The director of the Hermitage, Mikhail Piotrovsky, in the latest issue of the Hermitage News triumphantly declares that the State Hermitage Museum “is not an object of cultural heritage, it’s an object of culture”. On its website the museum graciously acknowledges that the sculptures of the Parthenon are considered to be the pinnacle of human artistic achievement. And yet whilst it may possess a magnificent art collection, the Hermitage Museum has allowed itself to become an object of the Elgin marbles-driven universal museum myopia which, according to the MacGregor doctrine, will tolerate fragments of the Parthenon Sculptures being disassembled and displayed on their own and devoid of their proper context anywhere in the world, except in the place where they were conceived and executed to perfection: Athens, Greece.
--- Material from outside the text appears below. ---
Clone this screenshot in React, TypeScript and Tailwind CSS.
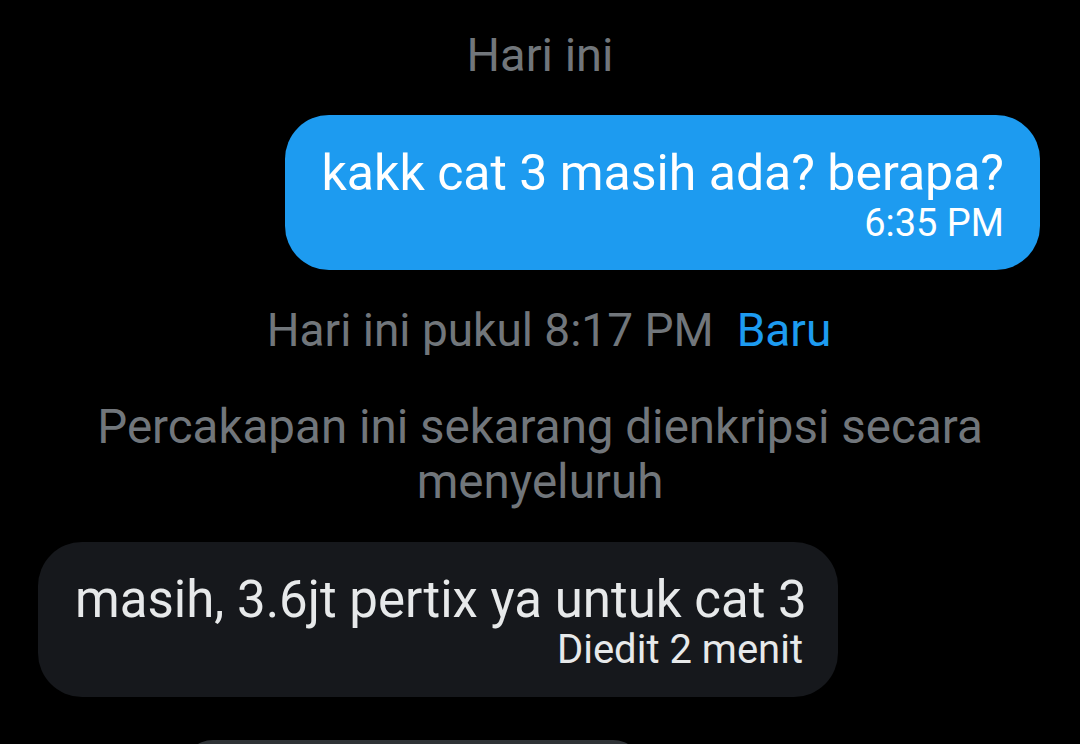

In the Parthenon sculptures the immortality of the Athenians as declared by Pericles in his famous funeral oration has been achieved. They are inextricably linked to the Parthenon which they once adorned and to the story of Athens. Dispersing fragmentary pieces to distant museums is pure tokenism as the British Museum merely restates the obvious, namely, that it can do as it pleases with the spoils of empire.

As the respected art commentator Jonathon Jones recently proclaimed, it is Greece and not the British Museum that deserves to be the custodian of the world’s greatest art for the world.

And so the Greek government must finally and decisively disabuse itself of the idea that the marbles can somehow be regained through diplomacy and mediation. Litigation in the international courts is now inevitable to try to reclaim the Elgin marbles and finally bring them home.

*George Vardas is researcher for Australians for the Return of the Parthenon Sculptures.